Refly Harun juga mengatakan bahwa Ambang Batas Pilpres 20 persen harus dihapuskan. Harusnya Presiden bisa mengeluarkan Perppu untuk menghapus itu.
"Bila desakan dari masyarakat sangat kuat dalam waktu dekat ini pun Presiden bisa keluarkan Perppu itu," ucap Refly.
Senada, Rizal Ramli, tokoh aktivis Mahasiswa 78 yang beberapa kali masuk dalam pemerintahan bahwa anggota KPU wajib diganti oleh perwakilan partai. Sehingga masing-masing anggota KPU akan mengawal suaranya.
Menurut Rizal Ramli, Jokowi yang tidak pernah berjuang untuk demorasi dan bisa mengantarkannya ke kuasaan sekarang malah memreteli demokrasi.
Penyampaian yang berapi-api dari Rizal Ramli langsung disambut oleh Jumhur Hidayat, tokoh aktivis mahasiswa tahun 80an.

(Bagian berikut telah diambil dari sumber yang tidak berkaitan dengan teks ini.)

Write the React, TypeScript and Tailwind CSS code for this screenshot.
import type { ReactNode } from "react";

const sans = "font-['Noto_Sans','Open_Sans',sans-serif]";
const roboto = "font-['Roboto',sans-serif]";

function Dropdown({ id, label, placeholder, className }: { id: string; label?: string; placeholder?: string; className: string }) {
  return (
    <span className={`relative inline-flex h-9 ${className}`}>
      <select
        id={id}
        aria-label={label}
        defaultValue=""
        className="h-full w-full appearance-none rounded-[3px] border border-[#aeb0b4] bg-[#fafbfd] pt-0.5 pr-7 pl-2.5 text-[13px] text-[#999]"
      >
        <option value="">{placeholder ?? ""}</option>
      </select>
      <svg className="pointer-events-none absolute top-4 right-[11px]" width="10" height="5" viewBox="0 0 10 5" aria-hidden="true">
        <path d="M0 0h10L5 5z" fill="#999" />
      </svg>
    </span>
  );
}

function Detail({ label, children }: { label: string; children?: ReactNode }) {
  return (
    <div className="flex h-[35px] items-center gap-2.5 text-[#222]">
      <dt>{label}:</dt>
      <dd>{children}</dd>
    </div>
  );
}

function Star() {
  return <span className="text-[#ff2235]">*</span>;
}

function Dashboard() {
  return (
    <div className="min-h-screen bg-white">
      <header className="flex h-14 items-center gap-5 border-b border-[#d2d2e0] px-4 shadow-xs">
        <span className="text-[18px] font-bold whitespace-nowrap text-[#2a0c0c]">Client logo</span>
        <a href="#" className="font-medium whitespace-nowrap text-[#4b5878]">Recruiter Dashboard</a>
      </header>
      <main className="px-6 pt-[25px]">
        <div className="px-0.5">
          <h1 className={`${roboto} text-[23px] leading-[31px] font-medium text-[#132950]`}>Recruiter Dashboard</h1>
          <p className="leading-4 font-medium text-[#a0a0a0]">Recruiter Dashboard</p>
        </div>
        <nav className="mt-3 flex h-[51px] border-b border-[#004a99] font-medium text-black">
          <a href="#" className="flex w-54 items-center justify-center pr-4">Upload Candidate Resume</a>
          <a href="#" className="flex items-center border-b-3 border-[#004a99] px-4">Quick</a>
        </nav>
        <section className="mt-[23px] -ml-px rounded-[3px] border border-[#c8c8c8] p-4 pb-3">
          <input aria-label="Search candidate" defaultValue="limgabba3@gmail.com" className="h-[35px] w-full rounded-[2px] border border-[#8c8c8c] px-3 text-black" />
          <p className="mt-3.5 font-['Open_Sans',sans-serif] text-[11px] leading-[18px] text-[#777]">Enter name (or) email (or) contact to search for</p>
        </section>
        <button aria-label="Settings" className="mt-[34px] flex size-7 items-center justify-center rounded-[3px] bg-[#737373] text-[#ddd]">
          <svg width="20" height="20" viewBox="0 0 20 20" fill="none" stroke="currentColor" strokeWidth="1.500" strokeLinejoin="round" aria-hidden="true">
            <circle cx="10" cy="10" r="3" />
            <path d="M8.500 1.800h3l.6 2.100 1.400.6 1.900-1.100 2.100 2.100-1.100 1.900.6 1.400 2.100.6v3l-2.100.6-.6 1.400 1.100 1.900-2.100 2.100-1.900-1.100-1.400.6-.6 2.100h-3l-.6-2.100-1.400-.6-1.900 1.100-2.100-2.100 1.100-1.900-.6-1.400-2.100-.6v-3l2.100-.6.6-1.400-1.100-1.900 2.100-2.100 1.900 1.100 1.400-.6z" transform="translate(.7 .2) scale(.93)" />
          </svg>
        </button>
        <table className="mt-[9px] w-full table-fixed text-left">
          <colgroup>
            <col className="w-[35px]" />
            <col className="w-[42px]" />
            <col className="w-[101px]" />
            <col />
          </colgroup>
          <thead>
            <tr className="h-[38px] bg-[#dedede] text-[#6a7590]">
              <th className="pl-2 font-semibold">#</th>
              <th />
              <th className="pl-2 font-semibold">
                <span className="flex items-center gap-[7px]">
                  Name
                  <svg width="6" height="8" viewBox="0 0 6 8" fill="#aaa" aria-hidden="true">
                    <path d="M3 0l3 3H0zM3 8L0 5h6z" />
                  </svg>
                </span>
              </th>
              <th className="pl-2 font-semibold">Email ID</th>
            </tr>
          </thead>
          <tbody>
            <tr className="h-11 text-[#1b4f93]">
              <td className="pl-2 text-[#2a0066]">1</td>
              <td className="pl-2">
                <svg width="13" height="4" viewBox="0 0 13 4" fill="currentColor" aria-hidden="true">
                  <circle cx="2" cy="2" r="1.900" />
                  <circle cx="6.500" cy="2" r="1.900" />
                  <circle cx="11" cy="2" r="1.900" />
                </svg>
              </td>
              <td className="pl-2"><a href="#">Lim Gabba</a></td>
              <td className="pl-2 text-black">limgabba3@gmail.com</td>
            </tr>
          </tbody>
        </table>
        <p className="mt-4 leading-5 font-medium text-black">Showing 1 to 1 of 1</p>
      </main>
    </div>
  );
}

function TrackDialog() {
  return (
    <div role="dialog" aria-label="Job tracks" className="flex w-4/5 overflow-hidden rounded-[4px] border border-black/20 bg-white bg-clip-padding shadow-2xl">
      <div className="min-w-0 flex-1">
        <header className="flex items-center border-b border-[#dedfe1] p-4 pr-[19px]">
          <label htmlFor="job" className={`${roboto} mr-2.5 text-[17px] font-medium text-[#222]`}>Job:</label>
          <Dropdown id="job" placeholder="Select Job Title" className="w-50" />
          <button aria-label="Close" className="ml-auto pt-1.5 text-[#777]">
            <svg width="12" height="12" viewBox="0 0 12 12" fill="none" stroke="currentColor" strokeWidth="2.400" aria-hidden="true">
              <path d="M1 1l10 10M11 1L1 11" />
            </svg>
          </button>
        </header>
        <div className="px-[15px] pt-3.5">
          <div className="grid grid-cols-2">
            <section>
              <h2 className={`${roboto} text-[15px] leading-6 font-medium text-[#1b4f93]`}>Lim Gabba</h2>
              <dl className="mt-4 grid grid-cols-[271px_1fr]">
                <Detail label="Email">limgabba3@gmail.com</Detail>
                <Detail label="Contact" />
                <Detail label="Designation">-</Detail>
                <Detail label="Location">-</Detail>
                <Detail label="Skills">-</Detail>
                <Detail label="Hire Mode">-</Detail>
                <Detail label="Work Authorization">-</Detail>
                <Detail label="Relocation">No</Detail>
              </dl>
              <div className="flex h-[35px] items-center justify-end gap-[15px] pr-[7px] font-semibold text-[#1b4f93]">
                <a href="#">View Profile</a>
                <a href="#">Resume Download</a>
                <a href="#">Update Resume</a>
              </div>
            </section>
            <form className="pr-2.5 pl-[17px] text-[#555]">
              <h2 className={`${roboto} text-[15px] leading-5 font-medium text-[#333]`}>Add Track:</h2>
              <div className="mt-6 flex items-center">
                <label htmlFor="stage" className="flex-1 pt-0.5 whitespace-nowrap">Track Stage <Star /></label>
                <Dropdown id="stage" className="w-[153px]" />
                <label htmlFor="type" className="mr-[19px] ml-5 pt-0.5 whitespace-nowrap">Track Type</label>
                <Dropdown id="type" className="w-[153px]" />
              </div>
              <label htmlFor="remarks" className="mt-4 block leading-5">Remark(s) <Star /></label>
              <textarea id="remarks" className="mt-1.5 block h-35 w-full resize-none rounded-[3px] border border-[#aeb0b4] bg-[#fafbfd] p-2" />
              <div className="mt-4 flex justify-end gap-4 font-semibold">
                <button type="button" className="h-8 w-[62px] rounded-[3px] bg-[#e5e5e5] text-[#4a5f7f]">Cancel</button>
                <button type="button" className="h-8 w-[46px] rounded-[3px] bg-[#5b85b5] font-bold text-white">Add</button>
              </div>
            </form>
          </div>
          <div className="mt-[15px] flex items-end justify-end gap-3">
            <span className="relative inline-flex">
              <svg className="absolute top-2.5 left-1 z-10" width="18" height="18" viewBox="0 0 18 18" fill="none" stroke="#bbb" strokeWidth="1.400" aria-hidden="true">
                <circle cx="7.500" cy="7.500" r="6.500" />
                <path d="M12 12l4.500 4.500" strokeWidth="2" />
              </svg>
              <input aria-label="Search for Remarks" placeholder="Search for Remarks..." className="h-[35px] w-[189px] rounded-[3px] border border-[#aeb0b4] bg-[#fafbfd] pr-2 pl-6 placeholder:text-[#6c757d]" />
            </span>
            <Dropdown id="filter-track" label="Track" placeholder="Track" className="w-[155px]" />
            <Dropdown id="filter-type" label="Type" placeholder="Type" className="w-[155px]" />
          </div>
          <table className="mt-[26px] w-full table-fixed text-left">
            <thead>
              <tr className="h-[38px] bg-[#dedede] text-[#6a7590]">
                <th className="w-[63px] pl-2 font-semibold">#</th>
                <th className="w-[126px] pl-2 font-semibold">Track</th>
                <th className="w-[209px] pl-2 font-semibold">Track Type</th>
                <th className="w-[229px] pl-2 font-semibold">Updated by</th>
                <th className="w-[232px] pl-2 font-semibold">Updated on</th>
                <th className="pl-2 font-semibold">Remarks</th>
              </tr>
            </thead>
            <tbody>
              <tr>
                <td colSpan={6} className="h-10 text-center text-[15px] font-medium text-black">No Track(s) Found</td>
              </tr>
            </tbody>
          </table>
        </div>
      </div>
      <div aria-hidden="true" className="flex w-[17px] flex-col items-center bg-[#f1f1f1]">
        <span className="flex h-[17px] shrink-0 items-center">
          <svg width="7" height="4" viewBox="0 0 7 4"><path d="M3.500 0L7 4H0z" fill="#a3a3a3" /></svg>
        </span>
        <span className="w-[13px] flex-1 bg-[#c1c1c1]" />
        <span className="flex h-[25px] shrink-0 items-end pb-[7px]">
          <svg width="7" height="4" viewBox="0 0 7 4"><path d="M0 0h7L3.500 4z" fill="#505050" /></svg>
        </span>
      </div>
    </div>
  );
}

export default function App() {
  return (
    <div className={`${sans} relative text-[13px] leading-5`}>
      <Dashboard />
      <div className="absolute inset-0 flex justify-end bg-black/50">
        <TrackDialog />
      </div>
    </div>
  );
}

Jumhut menyebut kekecewaan semua aktivis terhadap keadaan hari ini, dapat disalurkan dengan ikut bersama-sama turun ke jalan.
"Kebetulan beberapa kelompok masyarakat sipil termasuk kaum buruh, petani, masyarakat adat, aktivis lingkungan hidup, mahasiswa dan sebagainya merencanakan mengepung DPR pada tanggal 14 Februari ini," jelasnya.